----- Recorded data

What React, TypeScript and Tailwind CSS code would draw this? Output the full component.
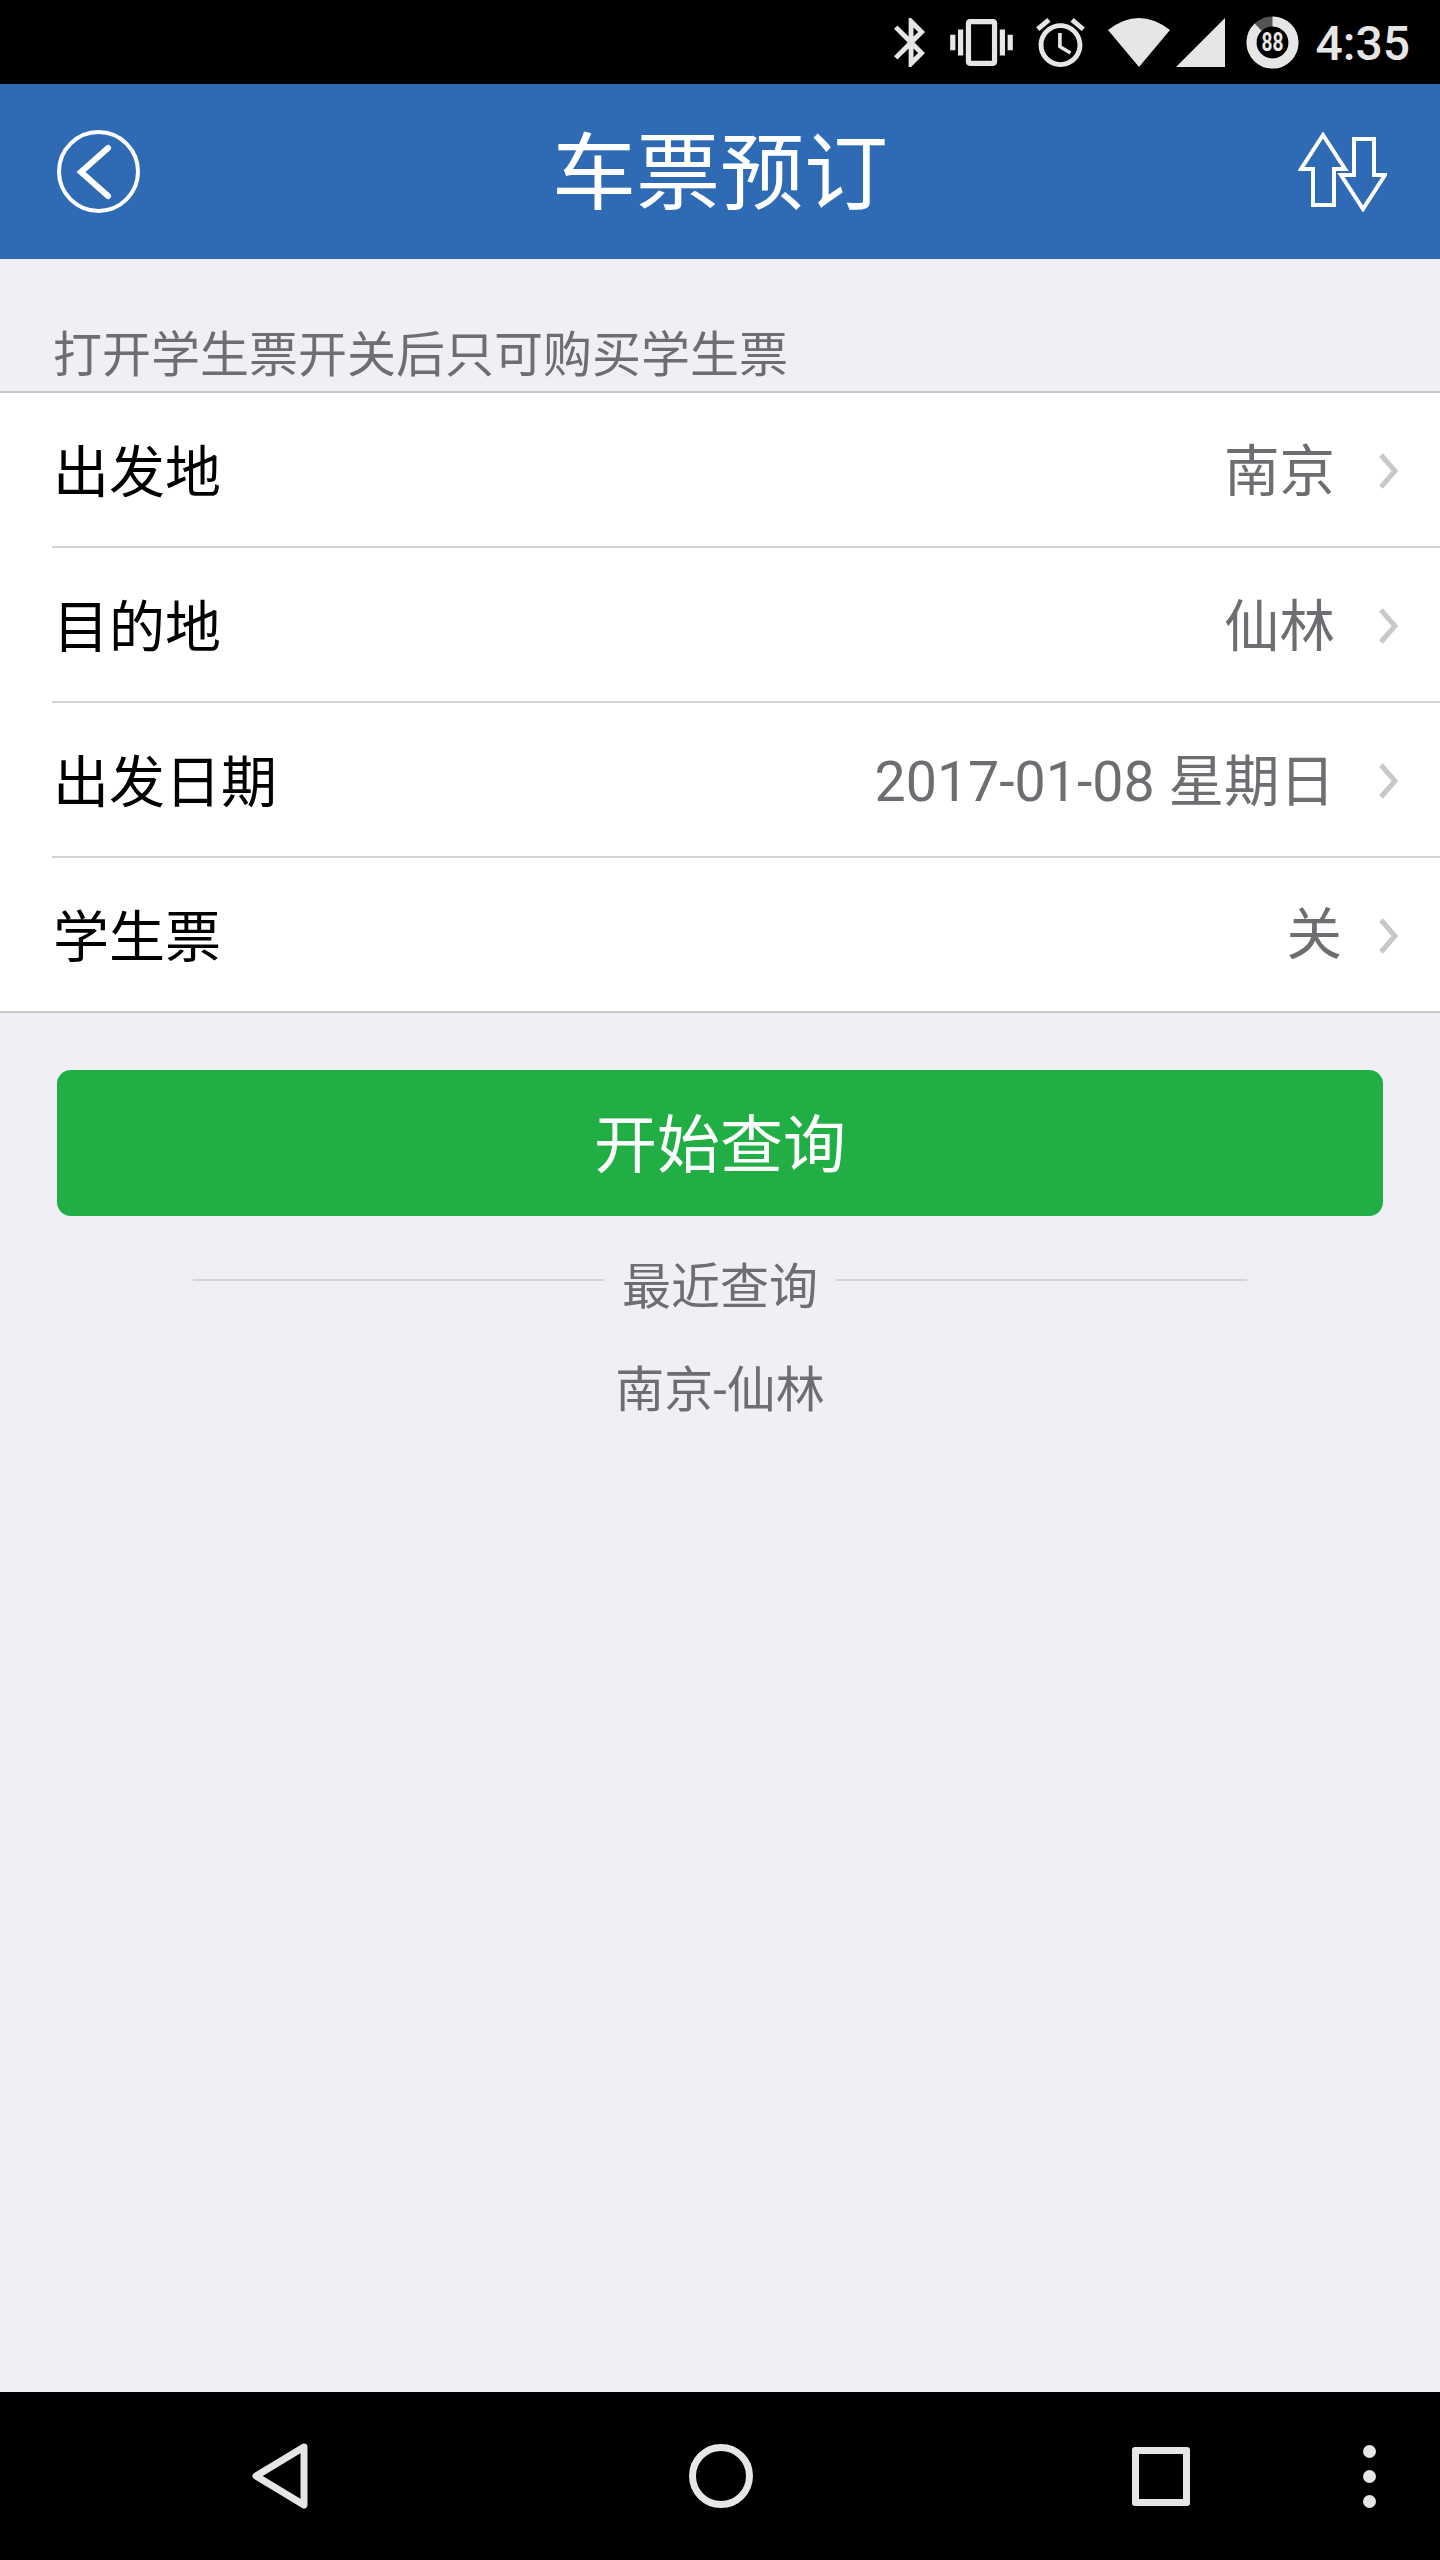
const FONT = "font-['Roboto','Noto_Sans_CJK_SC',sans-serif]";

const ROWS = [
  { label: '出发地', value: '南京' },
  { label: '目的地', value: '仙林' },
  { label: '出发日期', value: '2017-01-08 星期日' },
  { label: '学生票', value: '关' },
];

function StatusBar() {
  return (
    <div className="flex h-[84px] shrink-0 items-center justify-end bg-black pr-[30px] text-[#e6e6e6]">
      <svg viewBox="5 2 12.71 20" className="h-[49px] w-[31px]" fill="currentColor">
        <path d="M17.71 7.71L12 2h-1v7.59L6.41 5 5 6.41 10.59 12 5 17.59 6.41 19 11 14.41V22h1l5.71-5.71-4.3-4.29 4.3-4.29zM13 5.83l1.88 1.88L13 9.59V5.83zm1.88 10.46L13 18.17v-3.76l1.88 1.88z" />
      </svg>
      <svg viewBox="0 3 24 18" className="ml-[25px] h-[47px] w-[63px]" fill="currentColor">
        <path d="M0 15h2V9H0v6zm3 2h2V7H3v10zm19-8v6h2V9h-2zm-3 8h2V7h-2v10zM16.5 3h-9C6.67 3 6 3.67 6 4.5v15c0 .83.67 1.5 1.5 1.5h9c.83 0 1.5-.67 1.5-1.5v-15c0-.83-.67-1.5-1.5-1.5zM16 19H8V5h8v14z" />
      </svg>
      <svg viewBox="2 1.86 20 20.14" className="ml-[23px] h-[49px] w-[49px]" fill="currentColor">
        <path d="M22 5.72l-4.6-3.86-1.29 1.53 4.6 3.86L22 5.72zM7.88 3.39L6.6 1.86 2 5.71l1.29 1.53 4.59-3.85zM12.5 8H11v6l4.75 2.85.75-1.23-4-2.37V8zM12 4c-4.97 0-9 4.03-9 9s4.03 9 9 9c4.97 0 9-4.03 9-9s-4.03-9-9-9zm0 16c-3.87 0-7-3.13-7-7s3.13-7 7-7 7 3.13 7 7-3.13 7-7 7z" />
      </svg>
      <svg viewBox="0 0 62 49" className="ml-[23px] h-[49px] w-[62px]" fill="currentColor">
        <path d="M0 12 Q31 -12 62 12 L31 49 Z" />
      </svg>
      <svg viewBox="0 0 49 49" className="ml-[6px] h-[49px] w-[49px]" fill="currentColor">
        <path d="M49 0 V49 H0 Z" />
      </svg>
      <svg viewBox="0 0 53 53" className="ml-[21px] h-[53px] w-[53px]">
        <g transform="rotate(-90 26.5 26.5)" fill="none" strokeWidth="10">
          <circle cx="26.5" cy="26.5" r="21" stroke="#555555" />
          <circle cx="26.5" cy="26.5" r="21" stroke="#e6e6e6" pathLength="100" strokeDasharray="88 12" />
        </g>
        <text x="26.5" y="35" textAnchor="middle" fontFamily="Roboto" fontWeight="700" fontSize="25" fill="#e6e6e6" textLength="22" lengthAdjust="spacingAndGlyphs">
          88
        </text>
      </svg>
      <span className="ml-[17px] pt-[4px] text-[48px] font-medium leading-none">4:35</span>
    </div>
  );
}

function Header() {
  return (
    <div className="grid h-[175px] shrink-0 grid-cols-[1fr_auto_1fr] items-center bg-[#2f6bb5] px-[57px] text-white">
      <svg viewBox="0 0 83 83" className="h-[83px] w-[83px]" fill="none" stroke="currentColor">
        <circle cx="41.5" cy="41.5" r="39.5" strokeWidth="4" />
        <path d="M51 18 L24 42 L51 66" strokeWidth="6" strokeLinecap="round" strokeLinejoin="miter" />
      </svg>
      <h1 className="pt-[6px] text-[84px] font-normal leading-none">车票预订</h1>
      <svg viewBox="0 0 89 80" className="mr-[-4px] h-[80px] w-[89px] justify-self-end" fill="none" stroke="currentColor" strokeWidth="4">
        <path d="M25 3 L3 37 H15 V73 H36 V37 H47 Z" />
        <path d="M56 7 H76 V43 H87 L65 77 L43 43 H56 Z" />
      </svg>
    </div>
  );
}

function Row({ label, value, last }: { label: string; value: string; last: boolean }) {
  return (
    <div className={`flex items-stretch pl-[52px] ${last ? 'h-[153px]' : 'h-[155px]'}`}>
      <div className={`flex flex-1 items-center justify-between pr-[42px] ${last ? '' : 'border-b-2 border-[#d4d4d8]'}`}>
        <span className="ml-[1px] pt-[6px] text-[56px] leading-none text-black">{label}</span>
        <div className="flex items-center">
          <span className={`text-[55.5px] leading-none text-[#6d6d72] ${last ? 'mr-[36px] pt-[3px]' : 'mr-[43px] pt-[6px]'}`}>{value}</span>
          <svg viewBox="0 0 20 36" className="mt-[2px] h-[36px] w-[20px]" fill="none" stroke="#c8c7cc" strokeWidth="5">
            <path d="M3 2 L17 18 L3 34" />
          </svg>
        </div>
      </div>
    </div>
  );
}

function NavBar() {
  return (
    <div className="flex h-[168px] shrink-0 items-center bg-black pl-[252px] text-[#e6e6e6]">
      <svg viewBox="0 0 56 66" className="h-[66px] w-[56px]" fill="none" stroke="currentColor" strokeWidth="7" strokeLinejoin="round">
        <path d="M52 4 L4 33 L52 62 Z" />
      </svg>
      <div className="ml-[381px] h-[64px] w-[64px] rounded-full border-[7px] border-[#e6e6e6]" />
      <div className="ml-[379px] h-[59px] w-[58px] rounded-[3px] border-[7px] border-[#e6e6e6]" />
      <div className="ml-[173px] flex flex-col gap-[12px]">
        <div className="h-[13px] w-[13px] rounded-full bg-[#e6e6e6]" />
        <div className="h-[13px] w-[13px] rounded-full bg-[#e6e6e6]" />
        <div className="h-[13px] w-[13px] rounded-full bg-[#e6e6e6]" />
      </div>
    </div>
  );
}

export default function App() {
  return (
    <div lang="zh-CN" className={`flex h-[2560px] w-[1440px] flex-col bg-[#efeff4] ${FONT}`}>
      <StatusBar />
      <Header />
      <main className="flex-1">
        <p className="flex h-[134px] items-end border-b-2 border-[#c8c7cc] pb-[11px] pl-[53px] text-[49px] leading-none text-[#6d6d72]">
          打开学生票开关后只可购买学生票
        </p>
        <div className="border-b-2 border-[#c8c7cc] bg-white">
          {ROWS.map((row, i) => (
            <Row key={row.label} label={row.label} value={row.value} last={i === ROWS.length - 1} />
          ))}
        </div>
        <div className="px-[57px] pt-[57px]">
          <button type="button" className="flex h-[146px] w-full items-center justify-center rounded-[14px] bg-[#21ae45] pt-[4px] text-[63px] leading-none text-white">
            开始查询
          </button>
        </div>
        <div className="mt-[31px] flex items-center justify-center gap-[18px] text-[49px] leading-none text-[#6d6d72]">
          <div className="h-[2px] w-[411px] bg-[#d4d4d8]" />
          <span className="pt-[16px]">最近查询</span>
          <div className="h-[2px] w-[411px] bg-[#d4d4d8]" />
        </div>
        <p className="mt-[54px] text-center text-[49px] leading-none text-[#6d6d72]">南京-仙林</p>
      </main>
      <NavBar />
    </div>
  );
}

----------

■ **Problem details**: Reproduce the material above verbatim; omit every picture.

■ **Answer below**:
What React, TypeScript and Tailwind CSS code would draw this? Output the full component.
const FONT = "font-['Roboto','Noto_Sans_CJK_SC',sans-serif]";

const ROWS = [
  { label: '出发地', value: '南京' },
  { label: '目的地', value: '仙林' },
  { label: '出发日期', value: '2017-01-08 星期日' },
  { label: '学生票', value: '关' },
];

function StatusBar() {
  return (
    <div className="flex h-[84px] shrink-0 items-center justify-end bg-black pr-[30px] text-[#e6e6e6]">
      <svg viewBox="5 2 12.71 20" className="h-[49px] w-[31px]" fill="currentColor">
        <path d="M17.71 7.71L12 2h-1v7.59L6.41 5 5 6.41 10.59 12 5 17.59 6.41 19 11 14.41V22h1l5.71-5.71-4.3-4.29 4.3-4.29zM13 5.83l1.88 1.88L13 9.59V5.83zm1.88 10.46L13 18.17v-3.76l1.88 1.88z" />
      </svg>
      <svg viewBox="0 3 24 18" className="ml-[25px] h-[47px] w-[63px]" fill="currentColor">
        <path d="M0 15h2V9H0v6zm3 2h2V7H3v10zm19-8v6h2V9h-2zm-3 8h2V7h-2v10zM16.5 3h-9C6.67 3 6 3.67 6 4.5v15c0 .83.67 1.5 1.5 1.5h9c.83 0 1.5-.67 1.5-1.5v-15c0-.83-.67-1.5-1.5-1.5zM16 19H8V5h8v14z" />
      </svg>
      <svg viewBox="2 1.86 20 20.14" className="ml-[23px] h-[49px] w-[49px]" fill="currentColor">
        <path d="M22 5.72l-4.6-3.86-1.29 1.53 4.6 3.86L22 5.72zM7.88 3.39L6.6 1.86 2 5.71l1.29 1.53 4.59-3.85zM12.5 8H11v6l4.75 2.85.75-1.23-4-2.37V8zM12 4c-4.97 0-9 4.03-9 9s4.03 9 9 9c4.97 0 9-4.03 9-9s-4.03-9-9-9zm0 16c-3.87 0-7-3.13-7-7s3.13-7 7-7 7 3.13 7 7-3.13 7-7 7z" />
      </svg>
      <svg viewBox="0 0 62 49" className="ml-[23px] h-[49px] w-[62px]" fill="currentColor">
        <path d="M0 12 Q31 -12 62 12 L31 49 Z" />
      </svg>
      <svg viewBox="0 0 49 49" className="ml-[6px] h-[49px] w-[49px]" fill="currentColor">
        <path d="M49 0 V49 H0 Z" />
      </svg>
      <svg viewBox="0 0 53 53" className="ml-[21px] h-[53px] w-[53px]">
        <g transform="rotate(-90 26.5 26.5)" fill="none" strokeWidth="10">
          <circle cx="26.5" cy="26.5" r="21" stroke="#555555" />
          <circle cx="26.5" cy="26.5" r="21" stroke="#e6e6e6" pathLength="100" strokeDasharray="88 12" />
        </g>
        <text x="26.5" y="35" textAnchor="middle" fontFamily="Roboto" fontWeight="700" fontSize="25" fill="#e6e6e6" textLength="22" lengthAdjust="spacingAndGlyphs">
          88
        </text>
      </svg>
      <span className="ml-[17px] pt-[4px] text-[48px] font-medium leading-none">4:35</span>
    </div>
  );
}

function Header() {
  return (
    <div className="grid h-[175px] shrink-0 grid-cols-[1fr_auto_1fr] items-center bg-[#2f6bb5] px-[57px] text-white">
      <svg viewBox="0 0 83 83" className="h-[83px] w-[83px]" fill="none" stroke="currentColor">
        <circle cx="41.5" cy="41.5" r="39.5" strokeWidth="4" />
        <path d="M51 18 L24 42 L51 66" strokeWidth="6" strokeLinecap="round" strokeLinejoin="miter" />
      </svg>
      <h1 className="pt-[6px] text-[84px] font-normal leading-none">车票预订</h1>
      <svg viewBox="0 0 89 80" className="mr-[-4px] h-[80px] w-[89px] justify-self-end" fill="none" stroke="currentColor" strokeWidth="4">
        <path d="M25 3 L3 37 H15 V73 H36 V37 H47 Z" />
        <path d="M56 7 H76 V43 H87 L65 77 L43 43 H56 Z" />
      </svg>
    </div>
  );
}

function Row({ label, value, last }: { label: string; value: string; last: boolean }) {
  return (
    <div className={`flex items-stretch pl-[52px] ${last ? 'h-[153px]' : 'h-[155px]'}`}>
      <div className={`flex flex-1 items-center justify-between pr-[42px] ${last ? '' : 'border-b-2 border-[#d4d4d8]'}`}>
        <span className="ml-[1px] pt-[6px] text-[56px] leading-none text-black">{label}</span>
        <div className="flex items-center">
          <span className={`text-[55.5px] leading-none text-[#6d6d72] ${last ? 'mr-[36px] pt-[3px]' : 'mr-[43px] pt-[6px]'}`}>{value}</span>
          <svg viewBox="0 0 20 36" className="mt-[2px] h-[36px] w-[20px]" fill="none" stroke="#c8c7cc" strokeWidth="5">
            <path d="M3 2 L17 18 L3 34" />
          </svg>
        </div>
      </div>
    </div>
  );
}

function NavBar() {
  return (
    <div className="flex h-[168px] shrink-0 items-center bg-black pl-[252px] text-[#e6e6e6]">
      <svg viewBox="0 0 56 66" className="h-[66px] w-[56px]" fill="none" stroke="currentColor" strokeWidth="7" strokeLinejoin="round">
        <path d="M52 4 L4 33 L52 62 Z" />
      </svg>
      <div className="ml-[381px] h-[64px] w-[64px] rounded-full border-[7px] border-[#e6e6e6]" />
      <div className="ml-[379px] h-[59px] w-[58px] rounded-[3px] border-[7px] border-[#e6e6e6]" />
      <div className="ml-[173px] flex flex-col gap-[12px]">
        <div className="h-[13px] w-[13px] rounded-full bg-[#e6e6e6]" />
        <div className="h-[13px] w-[13px] rounded-full bg-[#e6e6e6]" />
        <div className="h-[13px] w-[13px] rounded-full bg-[#e6e6e6]" />
      </div>
    </div>
  );
}

export default function App() {
  return (
    <div lang="zh-CN" className={`flex h-[2560px] w-[1440px] flex-col bg-[#efeff4] ${FONT}`}>
      <StatusBar />
      <Header />
      <main className="flex-1">
        <p className="flex h-[134px] items-end border-b-2 border-[#c8c7cc] pb-[11px] pl-[53px] text-[49px] leading-none text-[#6d6d72]">
          打开学生票开关后只可购买学生票
        </p>
        <div className="border-b-2 border-[#c8c7cc] bg-white">
          {ROWS.map((row, i) => (
            <Row key={row.label} label={row.label} value={row.value} last={i === ROWS.length - 1} />
          ))}
        </div>
        <div className="px-[57px] pt-[57px]">
          <button type="button" className="flex h-[146px] w-full items-center justify-center rounded-[14px] bg-[#21ae45] pt-[4px] text-[63px] leading-none text-white">
            开始查询
          </button>
        </div>
        <div className="mt-[31px] flex items-center justify-center gap-[18px] text-[49px] leading-none text-[#6d6d72]">
          <div className="h-[2px] w-[411px] bg-[#d4d4d8]" />
          <span className="pt-[16px]">最近查询</span>
          <div className="h-[2px] w-[411px] bg-[#d4d4d8]" />
        </div>
        <p className="mt-[54px] text-center text-[49px] leading-none text-[#6d6d72]">南京-仙林</p>
      </main>
      <NavBar />
    </div>
  );
}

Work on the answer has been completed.